What does this data mean if it's stale? A like count being a few seconds behind is fine. An account balance being a few seconds behind is a regulatory incident.
What's the read-after-write contract? "My own profile change should be visible immediately to me" is read-your-writes consistency, which is much weaker (and cheaper) than full linearizability.
What happens during reconciliation? If two partitioned writes conflict, who wins? Last-write-wins is the default but is often wrong (it silently loses data). CRDTs, vector clocks, and merge functions are all answers to this.
How frequent are partitions, really? Within a datacenter: rare and brief. Across regions: depressingly common. Your CAP choice should match your blast radius.

Practical heuristic

For each data type your system stores, write one sentence: "If this is stale by N seconds, the worst thing that happens is X." That sentence is your real consistency requirement. Most architects skip it; that's why so many systems are over-coordinated and slow.
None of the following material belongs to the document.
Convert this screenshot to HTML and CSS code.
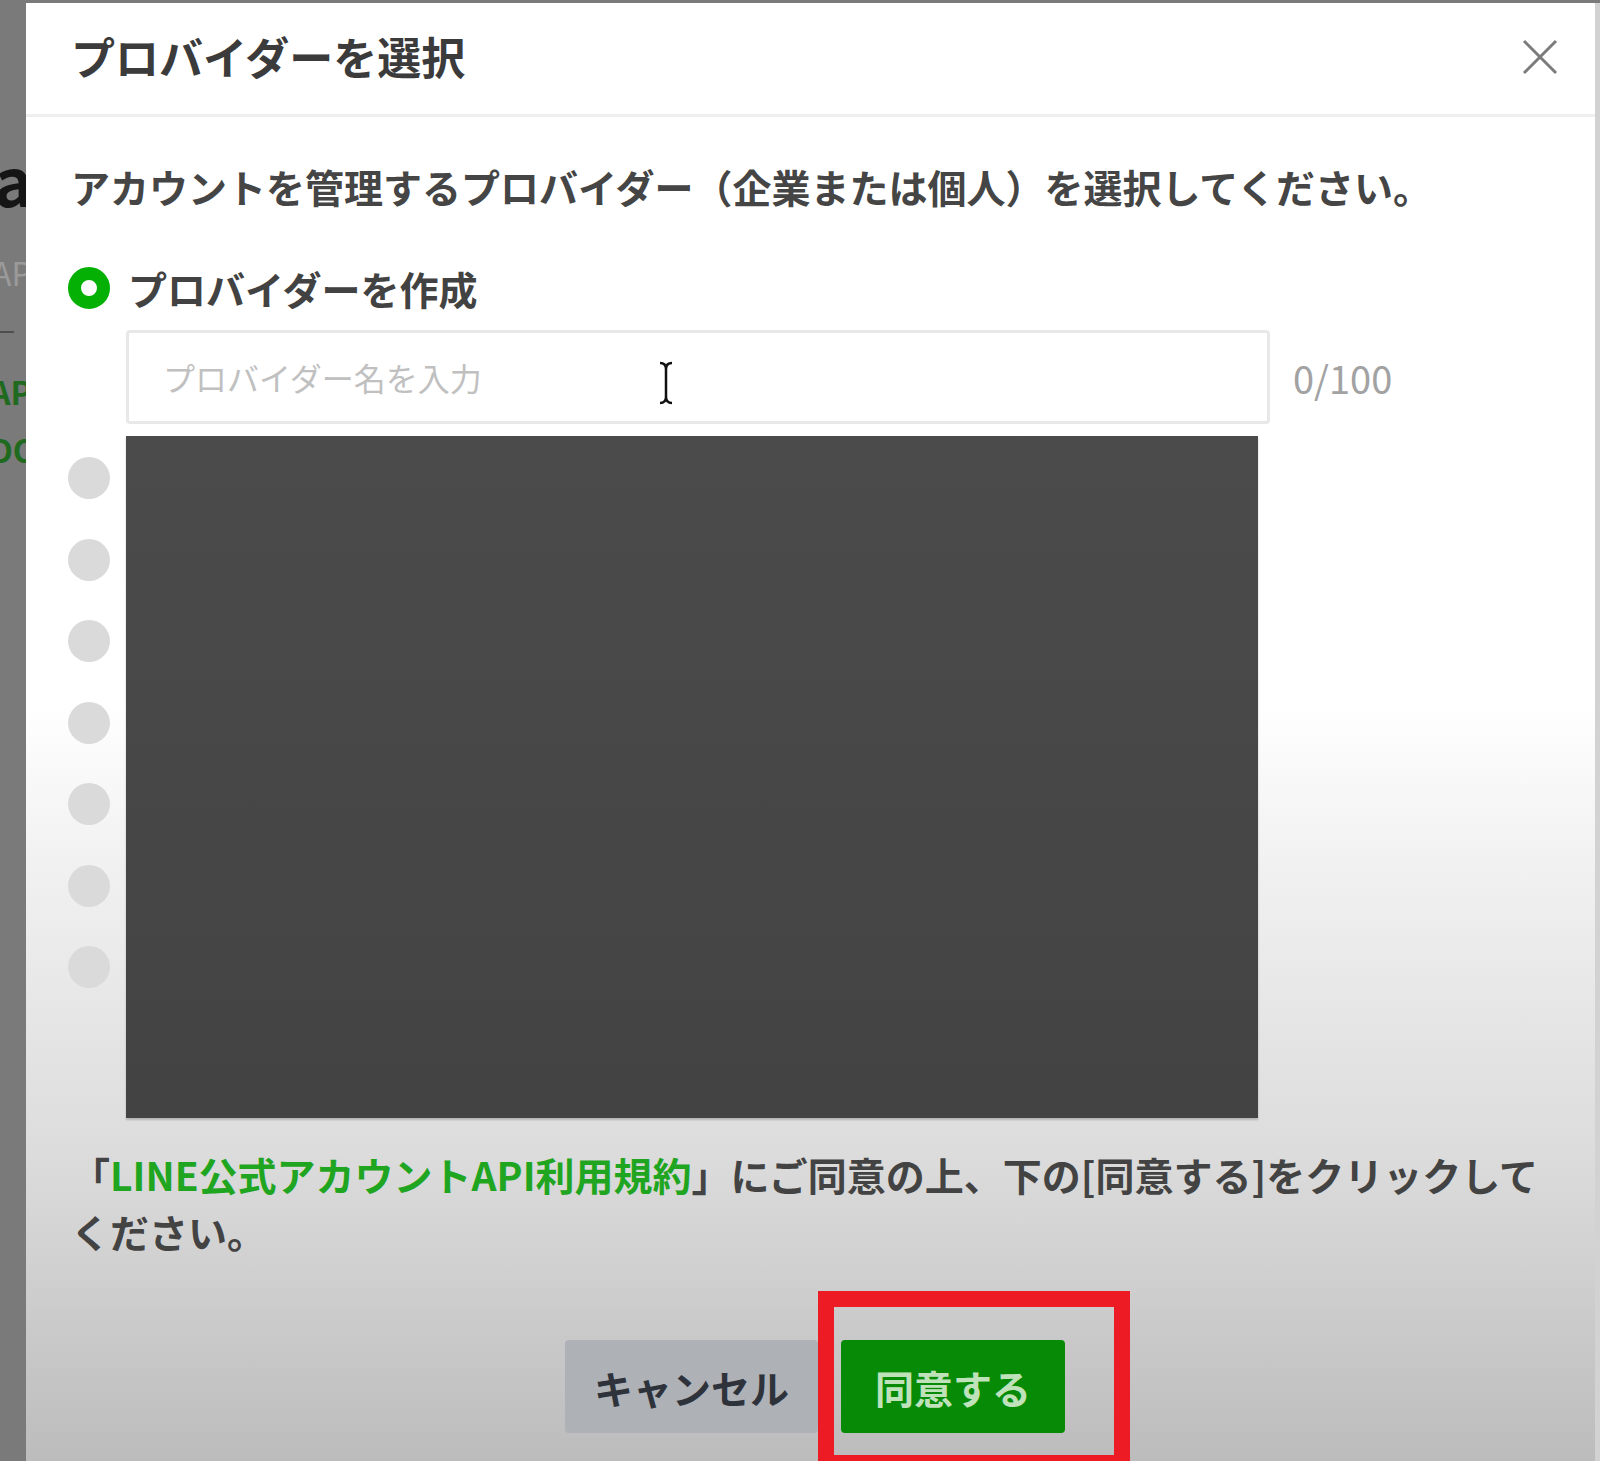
FILE: index.html
```html
<!DOCTYPE html>
<html lang="ja">

<head>
    <meta charset="UTF-8">
    <meta name="viewport" content="width=device-width, initial-scale=1.0">
    <title>プロバイダーを選択</title>
    <link rel="stylesheet" href="styles.css">
</head>

<body>

    <div class="backdrop">
        <!-- the page behind the dialog, mostly hidden -->
        <div class="page-edge">
            <span class="edge-heading">ag</span>
            <span class="edge-label">AP</span>
            <span class="edge-rule"></span>
            <span class="edge-link">AP</span>
            <span class="edge-link">DO</span>
        </div>

        <div class="modal">
            <div class="modal-header">
                <h2>プロバイダーを選択</h2>
                <button class="close-btn" type="button" aria-label="閉じる">
                    <svg width="36" height="36" viewBox="0 0 36 36">
                        <path d="M2 2 L34 34 M34 2 L2 34" stroke="#7b7b7b" stroke-width="3" fill="none" />
                    </svg>
                </button>
            </div>

            <div class="modal-body">
                <p class="lead">アカウントを管理するプロバイダー（企業または個人）を選択してください。</p>

                <!-- Create a new provider -->
                <label class="option">
                    <span class="radio checked"></span>
                    プロバイダーを作成
                </label>
                <div class="name-row">
                    <div class="name-field">
                        <input type="text" placeholder="プロバイダー名を入力">
                        <svg class="ibeam" width="16" height="44" viewBox="0 0 16 44">
                            <path d="M2 2 Q8 2 8 8 Q8 2 14 2 M8 8 V36 M2 42 Q8 42 8 36 Q8 42 14 42"
                                stroke="#111" stroke-width="2.5" fill="none" />
                        </svg>
                    </div>
                    <span class="counter">0/100</span>
                </div>

                <!-- Existing providers (names hidden) -->
                <div class="existing">
                    <div class="radio-col">
                        <span class="radio"></span>
                        <span class="radio"></span>
                        <span class="radio"></span>
                        <span class="radio"></span>
                        <span class="radio"></span>
                        <span class="radio"></span>
                        <span class="radio"></span>
                    </div>
                    <div class="redacted"></div>
                </div>

                <p class="terms">「<a href="#">LINE公式アカウントAPI利用規約</a>」にご同意の上、下の[同意する]をクリックしてください。</p>
            </div>

            <div class="modal-footer">
                <button class="btn cancel" type="button">キャンセル</button>
                <span class="agree-wrap">
                    <button class="btn agree" type="button">同意する</button>
                    <span class="highlight"></span>
                </span>
            </div>
        </div>
    </div>

</body>

</html>
```

FILE: styles.css
```css
body {
    margin: 0;
    height: 1461px;
    overflow: hidden;
    background-color: #7a7a7a;
    font-family: "Noto Sans CJK JP", "Noto Sans", sans-serif;
}

.backdrop {
    display: flex;
    height: 100%;
}

/* strip of the page visible left of the dialog */
.page-edge {
    width: 26px;
    flex-shrink: 0;
    overflow: hidden;
    display: flex;
    flex-direction: column;
    white-space: nowrap;
    font-weight: 700;
}

.edge-heading {
    margin-top: 138px;
    margin-left: -6px;
    font-size: 66px;
    line-height: 80px;
    color: #151515;
}

.edge-label {
    margin-top: 34px;
    margin-left: -8px;
    font-size: 32px;
    line-height: 40px;
    color: #9a9a9a;
    font-weight: 400;
}

.edge-rule {
    margin-top: 39px;
    width: 14px;
    height: 2px;
    background-color: #4e4e4e;
}

.edge-link {
    margin-top: 39px;
    margin-left: -10px;
    font-size: 32px;
    line-height: 38px;
    color: #1f6a1f;
}

.edge-link + .edge-link {
    margin-top: 20px;
}

.modal {
    flex: 1;
    margin-top: 3px;
    display: flex;
    flex-direction: column;
    border-right: 5px solid #d2d2d2;
    background: linear-gradient(to bottom, #ffffff 0, #ffffff 700px, #f1f1f1 860px, #dcdcdc 1150px, #bcbcbc 1458px);
}

.modal-header {
    height: 114px;
    padding: 0 37px 4px 45px;
    box-sizing: border-box;
    display: flex;
    align-items: center;
    justify-content: space-between;
    border-bottom: 3px solid #efefef;
}

.modal-header h2 {
    margin: 0;
    font-size: 44px;
    line-height: 1.2;
    font-weight: 700;
    color: #3b3b3b;
}

.close-btn {
    background: none;
    border: none;
    padding: 0;
    width: 36px;
    height: 36px;
    cursor: pointer;
}

.modal-body {
    padding: 40px 40px 0 45px;
}

.lead {
    margin: 0;
    font-size: 39px;
    line-height: 58px;
    font-weight: 700;
    color: #454545;
}

.option {
    display: flex;
    align-items: center;
    gap: 18px;
    margin-top: 44px;
    height: 58px;
    font-size: 39px;
    font-weight: 700;
    color: #424242;
}

.radio {
    display: block;
    width: 42px;
    height: 42px;
    margin-left: -3px;
    box-sizing: border-box;
    border-radius: 50%;
    background-color: #dadada;
}

.radio.checked {
    border: 13px solid #03b003;
    background-color: #ffffff;
}

.name-row {
    display: flex;
    align-items: center;
    gap: 23px;
    margin-top: 13px;
    padding-left: 55px;
}

.name-field {
    position: relative;
    width: 1144px;
    height: 94px;
    box-sizing: border-box;
    border: 3px solid #e8e8e8;
    border-radius: 4px;
    background-color: #ffffff;
}

.name-field input {
    width: 100%;
    height: 100%;
    box-sizing: border-box;
    border: none;
    outline: none;
    padding: 0 34px;
    background: transparent;
    font-family: inherit;
    font-size: 32px;
    color: #333;
}

.name-field input::placeholder {
    color: #c0c0c0;
}

/* mouse cursor captured in the screenshot */
.ibeam {
    position: absolute;
    left: 529px;
    top: 28px;
}

.counter {
    font-size: 38px;
    color: #a2a2a2;
}

.existing {
    display: flex;
    margin-top: 12px;
}

.radio-col {
    width: 55px;
    padding-top: 21px;
    display: flex;
    flex-direction: column;
    gap: 39.5px;
}

.redacted {
    width: 1132px;
    height: 682px;
    background: linear-gradient(to bottom, #4b4b4b, #434343);
    box-shadow: 0 2px 2px rgba(0, 0, 0, 0.2);
}

.terms {
    margin: 28px 0 0;
    font-size: 39px;
    line-height: 57px;
    font-weight: 700;
    color: #434343;
}

.terms a {
    color: #1fa51f;
    text-decoration: none;
}

.modal-footer {
    margin-top: 42px;
    padding: 35px 0 0 9px;
    display: flex;
    justify-content: center;
    gap: 23px;
    border-top: 3px solid #cdcdcd;
}

.btn {
    height: 93px;
    border: none;
    border-radius: 4px;
    font-family: inherit;
    font-size: 39px;
    font-weight: 700;
    cursor: pointer;
}

.cancel {
    width: 253px;
    background-color: #aeb1b6;
    color: #2e333b;
}

.agree-wrap {
    position: relative;
    display: block;
}

.agree {
    width: 224px;
    background-color: #078b07;
    color: #bfe2bb;
}

/* red annotation box round the agree button */
.highlight {
    position: absolute;
    left: -23px;
    top: -49px;
    width: 312px;
    height: 180px;
    box-sizing: border-box;
    border: 16px solid #ed1c24;
}
```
Tying it back: scale forces CAP

On one machine there is no CAP. The choice only appears when you cross a network — and the more you scale (especially geographically), the more often you cross networks, the more often you partition, and the more loudly the CAP choice screams. Scale doesn't create the tradeoff; it just exposes it.

Key takeaways

"Scale" is a four-dimensional vector: users, requests, data, geography. Different directions break different parts of the system.
Memorize the order-of-magnitude numbers (RAM, disk, intra-DC, cross-region). They calibrate every estimate.
CAP is about behavior during partitions, not a buffet. The real choice is CP or AP.
PACELC is the version that matters in practice: consistency costs latency even with no partition.
The right consistency level is the weakest one your domain can tolerate. Coordination is expensive.

Exercise

For three systems you know — a chat app, a ride-hailing app, and a banking app — answer for each: which axis of scale is the dominant constraint? Which subsystems would you make CP and which AP, and why? Write three sentences per system. The act of forcing a choice is the lesson.